Lisa W. Basial, Harrisburg, PA, for Respondent.
MEMORANDUM AND ORDER
MANNION, United States Magistrate Judge.
The petitioner, an inmate incarcerated at the Pennsylvania State Correctional Institution at Rockview ("SCI-Rockview"), Bellefonte, Pennsylvania, filed this pro se petition for a writ of habeas corpus on May 20, 2003, pursuant to 28 U.S.C. § 2254. (Doc. No. 1). The petitioner alleges that the Pennsylvania Board of Probation and Parole ("Parole Board") changed its policies and procedures in 1996 in such a way as to apply unconstitutionally stringent standards for granting parole. He claims that these changes violate the ex post facto clause of the United States Constitution.
The petitioner ("Shaffer") applied to proceed in forma pauperis, which was granted, and a show cause order was issued on June 5, 2003. (Doc. Nos.3, 7). The respondent filed a motion to stay the proceedings pending review of the judgments in Hollawell v. Gillis, 65 Fed.Appx. 809 (3d Cir. 2003) and Mickens-Thomas v. Vaughn, 321 F.3d 374 (3d Cir.2003). That motion was granted by order dated September 4, 2003. (Doc. Nos.11, 15). The stay was lifted and the matter reopened on May 11, 2004. (Doc. Nos.23, 26). A response to the petition and supporting documentation were filed on June 4, 2004. (Doc. Nos.29, 30, 31). The petitioner filed a reply on June 17, 2004. (Doc. No. 34). Further, on July 28, 2004, the petitioner *564 informed the court that on July 19, 2004, he was again denied parole. (Doc. No. 38). The petition will now be given preliminary consideration pursuant to Rule 4 of the Rules Governing Section 2254 cases, 28 U.S.C. foll. § 2254.

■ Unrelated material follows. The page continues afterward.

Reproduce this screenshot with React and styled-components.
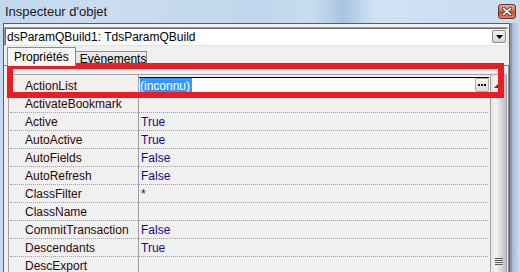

In 1990 the petitioner was convicted on two charges of rape, and sentenced to 10 to 20 years incarceration. His minimum sentence was served as of September 13, 2000, and his maximum sentence is due to expire on September 13, 2010. (Doc. No. 31, Declaration of Benjamin A. Martinez, Chairman, Pennsylvania Board of Probation and Parole ("Martinez Decl."), ¶ 23). The Parole Board interviewed the petitioner for parole consideration on three occasions: June 2000, June 2003 and June 2004. Before each interview the petitioner was advised by Department of Corrections staff who evaluated him that they were recommending that he not be granted parole due to, among other things, his refusal to participate in a sex offender program. (Martinez Decl. ¶ 26).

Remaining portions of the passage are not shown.